Neither does Gandini succeed in tying his different threads together. Berlusconi is certainly at the centre of events, but in this 85-minute film we get a story of sad idealism in this society, where a 25-year-old mechanic named Ricky wants to impress the girls by singing Ricky Martin songs while performing karate, but he fails (because of Berlusconi’s television society, the film would have us believe, but it’s actually because he is bad at what he does). He has a firm belief that television ensures “that you’ll be remembered forever” and that an appearance on television puts you “10 steps above everyone else”, making it possible for you to compete with the football players for the hearts and bodies of those sought-after Italian women, i.e. the Veline.

We also get a glimpse of the sad life of Fabrizio Corona, an oversexed narcissist whose business dealing with the powerful elite in Italy is the stuff of gangster films. He memorably refers to himself as a modern-day Robin Hood who takes from the rich and gives to himself, but the storylines of Corona, Ricky, Lele Mora and Berlusconi are never really properly tied together.

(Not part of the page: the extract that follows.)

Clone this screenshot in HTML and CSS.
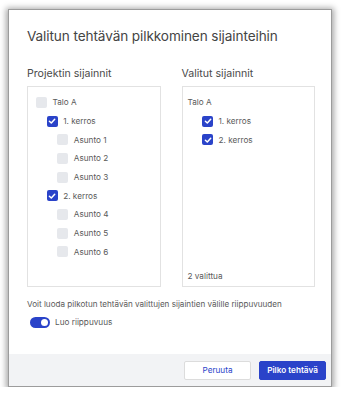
FILE: index.html
```html
<!DOCTYPE html>
<html lang="fi">
<head>
    <meta charset="UTF-8">
    <meta name="viewport" content="width=device-width, initial-scale=1.0">
    <title>Pilko tehtävä</title>
    <link rel="stylesheet" href="styles.css">
</head>
<body>
    <div class="dialog">
        <div class="dialog-body">
            <h1>Valitun tehtävän pilkkominen sijainteihin</h1>

            <div class="columns">
                <div class="column">
                    <h2>Projektin sijainnit</h2>
                    <div class="box">
                        <div class="row"><span class="check"></span>Talo A</div>
                        <div class="row level-1"><span class="check checked"><svg viewBox="0 0 10 10"><path d="M2.4 5.2 L4.3 7 L7.7 3.2"/></svg></span>1. kerros</div>
                        <div class="row level-2"><span class="check"></span>Asunto 1</div>
                        <div class="row level-2"><span class="check"></span>Asunto 2</div>
                        <div class="row level-2"><span class="check"></span>Asunto 3</div>
                        <div class="row level-1"><span class="check checked"><svg viewBox="0 0 10 10"><path d="M2.4 5.2 L4.3 7 L7.7 3.2"/></svg></span>2. kerros</div>
                        <div class="row level-2"><span class="check"></span>Asunto 4</div>
                        <div class="row level-2"><span class="check"></span>Asunto 5</div>
                        <div class="row level-2"><span class="check"></span>Asunto 6</div>
                    </div>
                </div>
                <div class="column">
                    <h2>Valitut sijainnit</h2>
                    <div class="box selected">
                        <div class="row plain">Talo A</div>
                        <div class="row sel-child"><span class="check checked"><svg viewBox="0 0 10 10"><path d="M2.4 5.2 L4.3 7 L7.7 3.2"/></svg></span>1. kerros</div>
                        <div class="row sel-child"><span class="check checked"><svg viewBox="0 0 10 10"><path d="M2.4 5.2 L4.3 7 L7.7 3.2"/></svg></span>2. kerros</div>
                        <div class="row plain count">2 valittua</div>
                    </div>
                </div>
            </div>

            <p class="hint">Voit luoda pilkotun tehtävän valittujen sijaintien välille riippuvuuden</p>

            <div class="toggle-row">
                <span class="toggle"></span>
                <span>Luo riippuvuus</span>
            </div>
        </div>

        <div class="dialog-footer">
            <button class="btn btn-secondary">Peruuta</button>
            <button class="btn btn-primary">Pilko tehtävä</button>
        </div>
    </div>
</body>
</html>
```

FILE: styles.css
```css
body {
    margin: 0;
    background-color: #ffffff;
    font-family: Inter, 'Noto Sans', sans-serif;
    color: #4b4b4b;
}

.dialog {
    width: 324px;
    height: 378px;
    box-sizing: border-box;
    margin: 9px 0 0 8px;
    background-color: white;
    border: 1px solid #9c9c9c;
    box-shadow: 0 1px 6px 2px rgba(0, 0, 0, 0.35);
    display: flex;
    flex-direction: column;
}

.dialog-body {
    flex: 1;
    padding: 16px 16px 0 18px;
}

h1 {
    margin: 0;
    font-size: 13.6px;
    line-height: 20px;
    font-weight: 400;
    color: #444;
    letter-spacing: -0.1px;
}

.columns {
    display: flex;
    gap: 21px;
    margin-top: 20px;
}

.column {
    flex: 1;
    display: flex;
    flex-direction: column;
}

h2 {
    margin: 0 0 4px;
    font-size: 10.6px;
    line-height: 16px;
    font-weight: 400;
    color: #4a4a4a;
}

.box {
    height: 201px;
    box-sizing: border-box;
    border: 1px solid #e2e2e2;
    padding: 6px 0 1px 8px;
    display: flex;
    flex-direction: column;
}

.box.selected {
    padding-left: 5px;
}

.row {
    height: 18.7px;
    display: flex;
    align-items: center;
    font-size: 8.2px;
    color: #5a5a5a;
}

.level-1 {
    padding-left: 10.7px;
}

.level-2 {
    padding-left: 21.3px;
}

.sel-child {
    padding-left: 14.5px;
}

.count {
    margin-top: auto;
}

/* Checkbox */
.check {
    width: 11px;
    height: 11px;
    border-radius: 2px;
    background-color: #e6e8ec;
    margin-right: 5.5px;
    display: flex;
    align-items: center;
    justify-content: center;
    flex-shrink: 0;
}

.check.checked {
    background-color: #2a43c9;
}

.check svg {
    width: 10px;
    height: 10px;
    fill: none;
    stroke: white;
    stroke-width: 1.5;
    stroke-linecap: round;
    stroke-linejoin: round;
}

.hint {
    margin: 10px 0 0;
    font-size: 8.1px;
    line-height: 14px;
    color: #5a5a5a;
}

.toggle-row {
    display: flex;
    align-items: center;
    margin: 5px 0 0 3px;
    height: 12px;
    font-size: 8.2px;
    color: #5a5a5a;
}

.toggle {
    position: relative;
    width: 20px;
    height: 11px;
    border-radius: 6px;
    background-color: #2a43c9;
    margin-right: 5px;
}

.toggle:before {
    position: absolute;
    content: "";
    width: 7px;
    height: 7px;
    top: 2px;
    right: 2px;
    border-radius: 50%;
    background-color: white;
}

.dialog-footer {
    height: 32px;
    background-color: #f2f3f5;
    display: flex;
    align-items: center;
    justify-content: flex-end;
    gap: 8px;
    padding-right: 5px;
}

.btn {
    height: 19px;
    width: 67px;
    border-radius: 2px;
    font-family: Inter, 'Noto Sans', sans-serif;
    font-size: 8.2px;
    padding: 0;
    cursor: pointer;
}

.btn-secondary {
    background-color: white;
    border: 1px solid #dcdcdc;
    color: #2a43c9;
}

.btn-primary {
    background-color: #2a43c9;
    border: 1px solid #2a43c9;
    color: white;
    font-weight: 600;
}
```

Gandini also provides a very awkward voice-over that is annoying because Gandini speaks in English, which is not his native language, and there is no apparent reason why a better trained English speaker could not have delivered the narration.

The film lacks a tight focus on its subject and is happy to make us laugh at the madness of this television society, whenever the film is not relying on our admiration of its access to a forbidden world. One moment that does stand out is Berlusconi’s campaign video, a karaoke song about the excellence – nay, godliness – of this man who calls himself President (a label perpetuated by Gandini himself, who never calls the man “Prime Minister”).

Viewed at the Jihlava International Film Festival 2011.